Apple and honey upside-down cake

Portions:
8

Ingredients

  • 100 g (1/2 cup) butter
  • 200 g (1 cup) sugar
  • 2 eggs
  • 75 ml (1/3 cup) milk
  • 200 g (1 ½ cups) pastry flour
  • 5 ml (1 teaspoon) baking powder
  • Vanilla flavour
  • 100 g (1/2 cup) butter
  • 150 ml (2/3 cup) honey
  • 6 apples
  • 1 lemon juice

Preparation

  1. Cream the butter and add the sugar. Mix thoroughly. Then add the eggs and milk in 2 additions. Mix well each time.
  2. Stir in the sifted flour, baking powder and vanilla. Do not overwork the dough.
  3. Pour over the prepared fruit as follows:
    Melt the butter in a 23 cm (9") diameter round tin.
    Cover evenly with honey and arrange apple slices, lightly moistened with lemon juice, on top.
  4. Bake at 180°C (350°F) for 45 minutes. Remove from the oven, loosen the edges with a spatula and turn the cake out onto a plate. Leave to rest for a few minutes, then carefully remove from the tin.

Tips and tricks

For an even tastier cake, use Quebec apples that hold up well to baking, such as Cortland, Spartan or Lobo. They'll stay tender without falling apart.

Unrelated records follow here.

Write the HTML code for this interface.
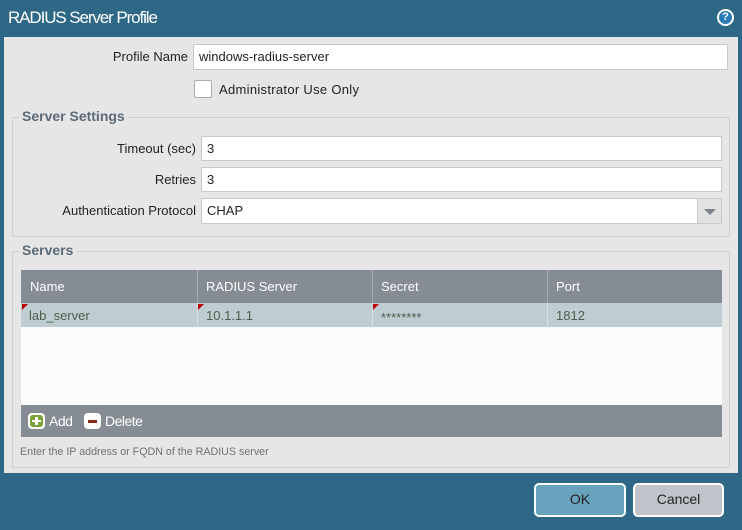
<!DOCTYPE html>
<html><head><meta charset="utf-8"><style>
*{box-sizing:border-box;margin:0;padding:0}
body{width:742px;height:530px;background:#2e6886;font-family:"Liberation Sans",sans-serif;position:relative;overflow:hidden;font-size:13px;color:#222}
.abs{position:absolute}
.title{left:8px;top:8px;color:#fff;font-size:17px;letter-spacing:-1.1px}
.help{left:717px;top:9px;width:17px;height:17px;border-radius:50%;background:#2a7bb8;border:2px solid #fff;color:#fff;font-weight:bold;font-size:11px;text-align:center;line-height:13px}
.panel{left:4px;top:37px;width:734px;height:436px;background:#e6e6e6}
.lbl{text-align:right;font-size:13px}
.inp{background:#fff;border:1px solid #c9c9c9;font-size:13px;padding-left:5px;line-height:23px}
.fs{border:1px solid #cfcfcf;border-radius:2px}
.leg{background:#e6e6e6;color:#5c6a78;font-weight:bold;font-size:14px;padding:0 3px}
.th{color:#fff;font-size:13px;line-height:33px;padding-left:8px;border-left:1px solid #a8adb3}
.td{color:#4b5e4b;font-size:13px;line-height:24px;padding-left:8px;border-left:1px solid #d6dfe2}
.flag{width:0;height:0;border-top:6px solid #b00;border-right:6px solid transparent}
.btn{border:2px solid #fff;border-radius:5px;text-align:center;line-height:28px;font-size:14px;color:#222}
</style></head><body>
<div class="abs title">RADIUS Server Profile</div>
<div class="abs help">?</div>
<div class="abs panel"></div>

<div class="abs lbl" style="left:40px;top:49px;width:148px">Profile Name</div>
<div class="abs inp" style="left:193px;top:44px;width:535px;height:26px">windows-radius-server</div>
<div class="abs" style="left:194px;top:80px;width:18px;height:18px;background:#fff;border:1px solid #aaa;border-radius:2px"></div>
<div class="abs" style="left:219px;top:82px;letter-spacing:0.3px">Administrator Use Only</div>

<div class="abs fs" style="left:12px;top:117px;width:718px;height:120px"></div>
<div class="abs leg" style="left:19px;top:108px">Server Settings</div>
<div class="abs lbl" style="left:40px;top:141px;width:156px">Timeout (sec)</div>
<div class="abs inp" style="left:201px;top:136px;width:521px;height:25px">3</div>
<div class="abs lbl" style="left:40px;top:172px;width:156px">Retries</div>
<div class="abs inp" style="left:201px;top:167px;width:521px;height:25px">3</div>
<div class="abs lbl" style="left:20px;top:203px;width:176px">Authentication Protocol</div>
<div class="abs inp" style="left:201px;top:198px;width:497px;height:26px">CHAP</div>
<div class="abs" style="left:697px;top:198px;width:25px;height:26px;background:#e2e2e2;border:1px solid #c9c9c9"><div style="margin:10px auto 0;width:0;height:0;border-left:6px solid transparent;border-right:6px solid transparent;border-top:6px solid #7a8590"></div></div>

<div class="abs fs" style="left:12px;top:251px;width:718px;height:217px"></div>
<div class="abs leg" style="left:19px;top:242px">Servers</div>
<div class="abs" style="left:21px;top:270px;width:701px;height:167px;background:#fbfbfb"></div>
<div class="abs" style="left:21px;top:270px;width:701px;height:33px;background:#858c93"></div>
<div class="abs th" style="left:21px;top:270px;border-left:1px solid #858c93">Name</div>
<div class="abs th" style="left:197px;top:270px;width:176px">RADIUS Server</div>
<div class="abs th" style="left:372px;top:270px;width:176px">Secret</div>
<div class="abs th" style="left:547px;top:270px;width:175px">Port</div>
<div class="abs" style="left:21px;top:303px;width:701px;height:24px;background:#bfcdd2"></div>
<div class="abs td" style="left:21px;top:304px;border-left:none">lab_server</div>
<div class="abs td" style="left:197px;top:304px;width:176px">10.1.1.1</div>
<div class="abs td" style="left:372px;top:304px;width:176px"><span style="position:relative;top:2px">********</span></div>
<div class="abs td" style="left:547px;top:304px;width:175px">1812</div>
<div class="abs flag" style="left:22px;top:304px"></div>
<div class="abs flag" style="left:198px;top:304px"></div>
<div class="abs flag" style="left:373px;top:304px"></div>
<div class="abs" style="left:21px;top:405px;width:701px;height:32px;background:#858c93"></div>
<div class="abs" style="left:28px;top:413px;width:17px;height:16px;background:#fff;border-radius:4px"><div style="position:absolute;left:2px;top:2px;width:13px;height:12px;background:#7ba13a;border-radius:3px"></div><div style="position:absolute;left:7px;top:4px;width:3px;height:8px;background:#fff"></div><div style="position:absolute;left:4px;top:7px;width:9px;height:2px;background:#fff"></div></div>
<div class="abs" style="left:49px;top:413px;color:#fff;font-size:14px;letter-spacing:-0.5px">Add</div>
<div class="abs" style="left:84px;top:413px;width:17px;height:16px;background:#fff;border-radius:4px"><div style="position:absolute;left:4px;top:7px;width:9px;height:3px;background:#8a2a1a"></div></div>
<div class="abs" style="left:105px;top:413px;color:#fff;font-size:14px;letter-spacing:-0.5px">Delete</div>
<div class="abs" style="left:20px;top:446px;font-size:10.7px;color:#707070">Enter the IP address or FQDN of the RADIUS server</div>

<div class="abs btn" style="left:534px;top:483px;width:92px;height:34px;background:#68a2bc">OK</div>
<div class="abs btn" style="left:633px;top:483px;width:91px;height:34px;background:#c0c3ca">Cancel</div>
</body></html>
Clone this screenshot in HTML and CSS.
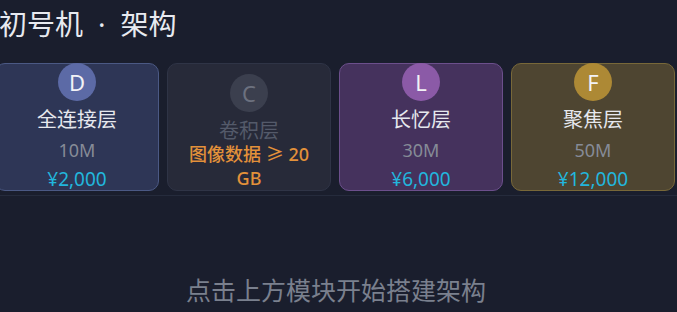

Choose a quality honey, ideally local, to naturally enhance the flavor of the cake. A light summer honey will give a floral sweetness, while an autumn honey will offer fuller-bodied notes.

If you like an even fluffier texture, add a spoonful of plain yogurt or sour cream to your dough.

Finally, serve your cake warm with a scoop of vanilla ice cream, a little whipped cream or an extra drizzle of honey for an irresistible dessert.